Greatrakes went every day to a place in London where many sick persons, of all ranks in society, assembled. Pains, gout, rheumatism, convulsions and so forth were allegedly driven by his touch from one body part to another. Upon reaching the extremities, reportedly, all symptoms of these ailments ceased. As the treatment consisted entirely of stroking, Greatrakes was called The Stroker. Greatrakes ascribed certain disorders to the work of evil spirits. When persons possessed by such spirits saw Greatrakes or heard his voice, the afflicted fell to the ground or into violent agitation. He then proceeded to cure them by the same method of stroking.

While many were sceptical, Greatrakes did find zealous advocates for the efficacy of his healing powers. He himself published, in 1666, a letter addressed to the celebrated Robert Boyle entitled A brief Account of Mr. Valentine Greatrakes and divers of the strange Cures by him performed &c. See also The Miraculous Conformist &c. by Henry Stubbe, M.D., a pamphlet printed at Oxford in 1666, wherein the author gives a succinct history of Greatrakes' life. Appended to the pamphlet were a number of certificates, signed by persons of known probity, attesting to the reality of Greatrakes' cures.

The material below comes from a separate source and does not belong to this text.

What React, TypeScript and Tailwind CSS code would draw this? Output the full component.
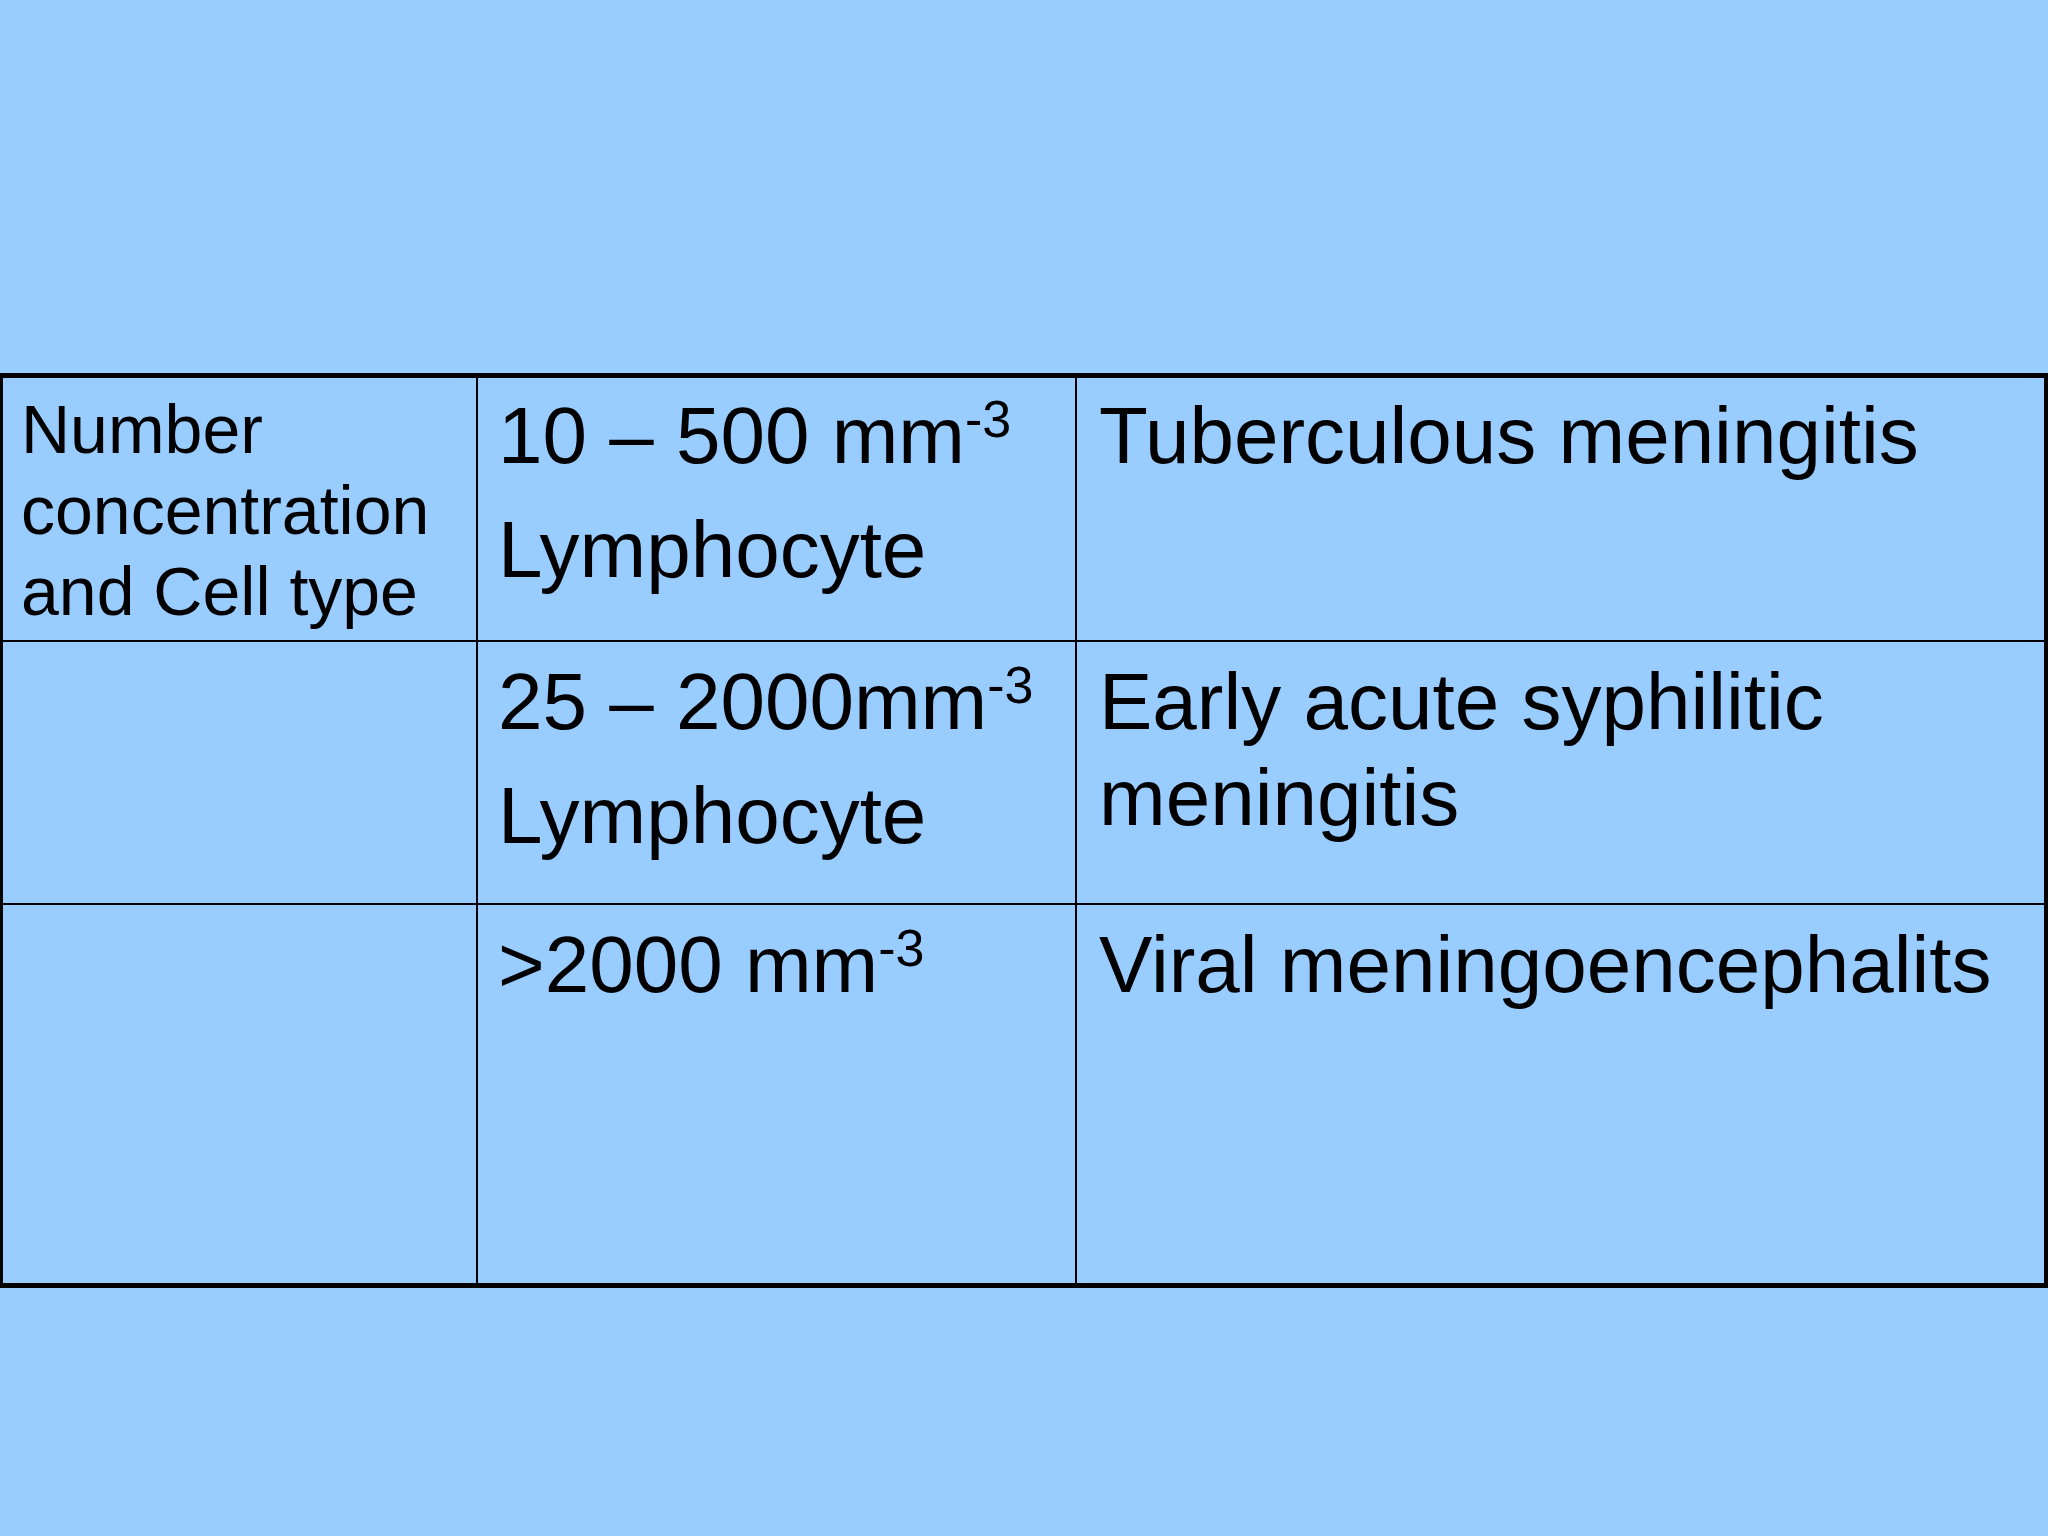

==Return to Ireland and farming==
Greatrakes returned to Ireland in 1667, and resumed farming in 1668 on £1,000 a year. Although he lived for many years, he no longer kept up the reputation of performing those strange cures which made him a name. However, his case is very singular, that on the strictest enquiry no sort of blemish was ever thrown upon his character, nor did any of those curious and learned persons, who espoused his cause, draw any imputation upon themselves.

Greatrakes died on 28 November 1682 at Affane, County Waterford. He may be buried in Lismore Church or under the aisle of the old Affane Church near to his father (sources vary).

==Skeptical reception==
Charles Mackay, in his Extraordinary Popular Delusions and the Madness of Crowds (1841), wrote that:

"Mr Valentine Greatraks, who, without mentioning magnetism, or laying claim to any theory, practised upon himself and others a deception much more akin to the animal magnetism of the present day than the mineral magnetism it was then so much the fashion to study."

James Randi, citing Mackay in his book The Faith Healers also considered Greatrakes to be a quack, who had deceived himself.

==Family==
In the early 1660s Greatrakes married Ruth (died 1678), daughter of Sir William Godolphin (1605–1663), and his first wife Ruth, daughter of Sir John Lambe. He married secondly Alice Tilson (died 1678 or 1684). He had three children:
- Williman (died 1686), who married Mary, daughter of Johah Wheeler.
- Edmund (died during 1691–1692), who married Anne, daughter of Thomas Wilcox.
- Mary, who married Edmund Browning.